I think the time has come to look at our response towards his later texts and re-discover certain nuances that we understood yet chose to ignore, not limit ourselves to the visual narrative of movement patterns and myriad structures created by the body.

What I learnt most are shape-shifting techniques, and reacting to all kinds of architecture as a theatre space.

 

Coming back to the here and now:  Badal Sircar’s theatre gave me the power to transcreate texts. The realisation that the seed of a script is hidden in anything that we perceive. From a stray piece of paper lying on the highway, to punchlines of advertisements on billboards to your grandmother’s forgotten recipe to the constant evolution of proverbs (today’s commercial one-liner is tomorrow’s proverb) and even stray, unimportant daily soundscape.

Which is why I feel Janmabhumi Aaj (Our Motherland today), Bhoma, Michhil, Spartacus, Khatmat Kringg and Manushe Manushe (People to People) are a much greater milestone in national theatre than Pagla Ghoda, Baki Itihash, Spartacus and Bagh.

Today’s generation needs to know about Badal Sircar and his works. And this slim book of interviews is a great primer to have at your side when you dip into his works.

Throughout the interview, Badalda insists that theatre stripped to its bare essentials will reveal the true essence and power of the medium, because we cannot hope to outspend a Hollywood or Bollywood product by mounting the costliest of musicals on proscenium.  The feel of intimate theatre can never be replicated in a cinema complex or through an idiot box or even through a city-centric proscenium approach.

But it is easier said than done. Our propensity to envelope theatre with all its trappings is a commercial urge and a trend.

I guess the interview reveals that the Badal Sircar method is all about self-discovery. His work either influences your theatre or it does not. You cannot remain neutral and play the coy/oversmart critic in saying that could have been this and this could have been that.
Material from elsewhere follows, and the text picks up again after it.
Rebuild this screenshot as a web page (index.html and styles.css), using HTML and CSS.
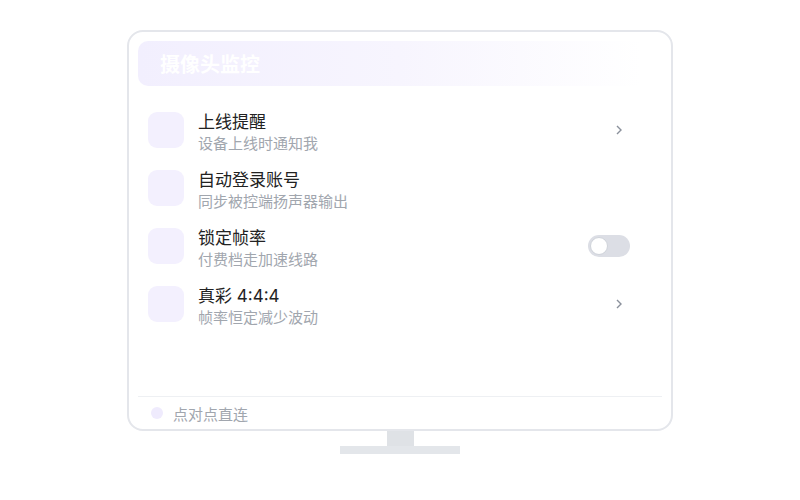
FILE: index.html
```html
<!DOCTYPE html>
<html lang="zh-CN">
<head>
  <meta charset="UTF-8">
  <meta name="viewport" content="width=device-width, initial-scale=1.0">
  <title>摄像头监控</title>
  <link rel="stylesheet" href="styles.css">
</head>
<body>
  <div class="scene">
    <div class="monitor">
      <div class="screen-header">摄像头监控</div>

      <ul class="settings">
        <li class="setting">
          <span class="setting-icon"></span>
          <div class="setting-text">
            <div class="setting-title">上线提醒</div>
            <div class="setting-desc">设备上线时通知我</div>
          </div>
          <svg class="chevron" width="6" height="10" viewBox="0 0 6 10"><polyline points="1,1 5,5 1,9" /></svg>
        </li>
        <li class="setting">
          <span class="setting-icon"></span>
          <div class="setting-text">
            <div class="setting-title">自动登录账号</div>
            <div class="setting-desc">同步被控端扬声器输出</div>
          </div>
        </li>
        <li class="setting">
          <span class="setting-icon"></span>
          <div class="setting-text">
            <div class="setting-title">锁定帧率</div>
            <div class="setting-desc">付费档走加速线路</div>
          </div>
          <span class="toggle"><span class="knob"></span></span>
        </li>
        <li class="setting">
          <span class="setting-icon"></span>
          <div class="setting-text">
            <div class="setting-title">真彩 4:4:4</div>
            <div class="setting-desc">帧率恒定减少波动</div>
          </div>
          <svg class="chevron" width="6" height="10" viewBox="0 0 6 10"><polyline points="1,1 5,5 1,9" /></svg>
        </li>
      </ul>

      <div class="monitor-footer">
        <span class="dot"></span>
        点对点直连
      </div>
    </div>
    <div class="stand-neck"></div>
    <div class="stand-base"></div>
  </div>
</body>
</html>
```

FILE: styles.css
```css
* {
  box-sizing: border-box;
}
body {
  margin: 0;
  background-color: #fff;
  font-family: 'Inter', 'Noto Sans CJK SC', sans-serif;
  color: #222;
}
.scene {
  display: flex;
  flex-direction: column;
  align-items: center;
  padding-top: 30px;
}
.monitor {
  width: 546px;
  height: 401px;
  display: flex;
  flex-direction: column;
  padding: 9px 9px 0;
  border: 2px solid #e4e6eb;
  border-radius: 16px;
  background-color: #fff;
}
.screen-header {
  height: 45px;
  display: flex;
  align-items: center;
  padding-left: 22px;
  border-radius: 10px;
  background: linear-gradient(90deg, #f2effe 0%, #f7f5fe 50%, #ffffff 96%);
  color: #fff;
  font-size: 20px;
  font-weight: bold;
}
.settings {
  flex: 1;
  list-style: none;
  margin: 0;
  padding: 26px 32px 0 10px;
  display: flex;
  flex-direction: column;
  gap: 22px;
}
.setting {
  display: flex;
  align-items: center;
  height: 36px;
}
.setting-icon {
  width: 36px;
  height: 36px;
  flex-shrink: 0;
  border-radius: 9px;
  background-color: #f3f0fe;
}
.setting-text {
  flex: 1;
  margin-left: 14px;
  padding-top: 4px;
}
.setting-title {
  font-size: 17px;
  line-height: 22px;
  color: #222;
}
.setting-desc {
  margin-top: 1px;
  font-size: 15px;
  line-height: 20px;
  color: #a1a6ae;
}
.chevron {
  margin-right: 8px;
  fill: none;
  stroke: #8a909b;
  stroke-width: 1.4;
}
.toggle {
  position: relative;
  width: 42px;
  height: 22px;
  border-radius: 11px;
  background-color: #dcdee5;
}
.knob {
  position: absolute;
  top: 2px;
  left: 2px;
  width: 18px;
  height: 18px;
  border-radius: 50%;
  background-color: #fff;
  border: 1px solid #cfd3da;
}
.monitor-footer {
  height: 33px;
  display: flex;
  align-items: center;
  gap: 10px;
  padding-left: 13px;
  border-top: 1px solid #eef0f3;
  font-size: 15px;
  color: #a1a6ae;
}
.dot {
  width: 12px;
  height: 12px;
  border-radius: 50%;
  background-color: #efebfd;
}
.stand-neck {
  width: 27px;
  height: 15px;
  background-color: #dfe2e6;
}
.stand-base {
  width: 120px;
  height: 8px;
  background-color: #e3e6ea;
}
```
The salient characteristics that emerge from the philosophy of this ‘other’ theatre are:

1. It is portable, flexible and free. Portable also means that it can be performed anywhere without any compromise. The village folk would not see an ideologically and technologically dumbed down version compared to a city-bred audience. The performance should be designed in such a way that it be same both for the rural and urban audiences. Flexible would also mean the performance could have the elasticity of both expanding and squeezing itself and fitting into every time frame, every space and under any condition. Free would also mean un-sponsored and non-ticketed, purely surviving on personal donations and resource-sharing.

2. No bulky sets, no grand lighting scheme, no heavy properties.
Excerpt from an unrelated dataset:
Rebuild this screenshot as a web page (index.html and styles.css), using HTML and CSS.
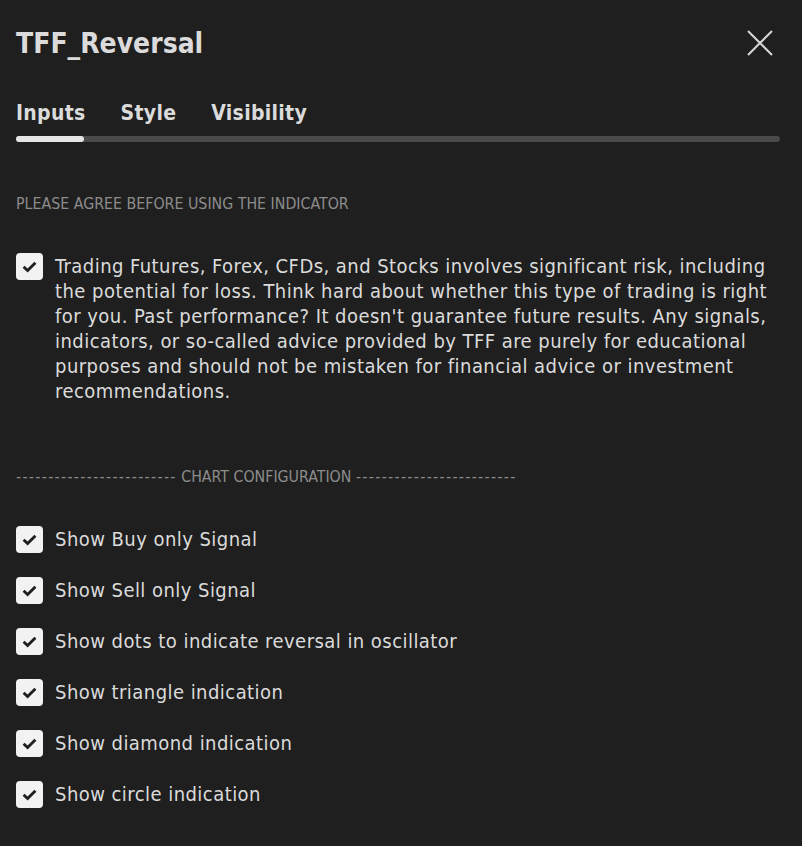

3. Body becomes a central mode of communication and sometimes the only one, concurrent with both the text and the concept.

4. Spectator and the performer are at the same eye level. Both physically and metaphorically.

5. Words, sound, movement, non-verbal improvisation must all combine to open up a critical debate on prevailing dogmas. But it should be done as directly as possible.
We need to draw up a comprehensive list of Badalda’s works. Badalda as an original playwright, Badalda as a dramaturg and transcreator (who adapted works of Girish Chandra Ghosh, Rabindranath Tagore, Bertolt Brecht, George Bernard Shaw, Vaclav Havel, Graham Greene, Shakespeare, Gaurkishore Ghosh, Tarashankar Banerjee, Peter Shaffer, Birendra Chattopadhyay, Monibhushan Bhattacharya, Navendu Sen, Mohit Chattopadhyay, oral rendering of an anecdote told to him by Rangabelia-based activist Tushar Kanjilal, Mahasveta Devi among others. Badalda the activist-his incisive essays on the hazard of nuclear weapons… Badalda the little magazine writer (his interesting take on Greek mythology was published in a the magazine Karukatha as a cycle of work-in-progress)…Badalda-the solo performer with his searing rendition of Tara Shankar Banerjee’s Nagini Kanyar Kahini where folklore segues into myth which in turn merges into a lived present and again that present knocks at the door of the past, Badalda-the essayist… look at this lovely introduction to Barin Saha’s screenplay of Tero Nodir PareBadalda-the collage artist, Badalda-travelogue writer, Badalda-the workshop designer who went beyond the conventional academic pedagogy of learn-recall-remember and standardised theatre exercises into a realm of lived-unrehearsed pain.

It is the re-visiting aspect which the book needs to incorporate in its next edition. A detailed list of plays should have been added so that the references and their contexts could have been more accessible to the reader.

His kind of dissent constantly strove to be independent, without being co-opted by government or corporate patronage.

When one finishes the book and looks for the central kernel of Badalda’s discourse, personally I feel it is his lifelong jihad against the idea of ownership of a performance. Performance, necessarily as means of co-creation, constant evolution of the text to reveal the skeleton lurking behind the body of words and not the royalty-driven, license-driven, rights-driven approach. Something closer to what Gandhi did with his first edition of Hind Swaraj in English. Bapu  merely states “No Rights Reserved.”

One may agree or disagree with the stance but then that is the point. You can either be a Vishwabharati who felt that owning Tagore was their holy duty or you can be more egalitarian like Navjivan Trust. The trust was clear about the fact that when copyright laws on Gandhiji’s works expired (which it did in 2009), no extension would be sought (even if a statutory short term extension could be legally granted).

He chose his calling and his was an informed choice.

This book is about that informed choice. The dialectics of that choice, the commitment behind the choice and a life dedicated to make that choice sharper, more people-centric and more participatory.

Yes, Badal Sircar, remains a frontier, a parameter, a yardstick of theatrical integrity. And that is why we need to constantly go back and understand the core of what ‘third theatre’ stands for, in these days of sponsored riots, rampant communalism and sponsored ideologies.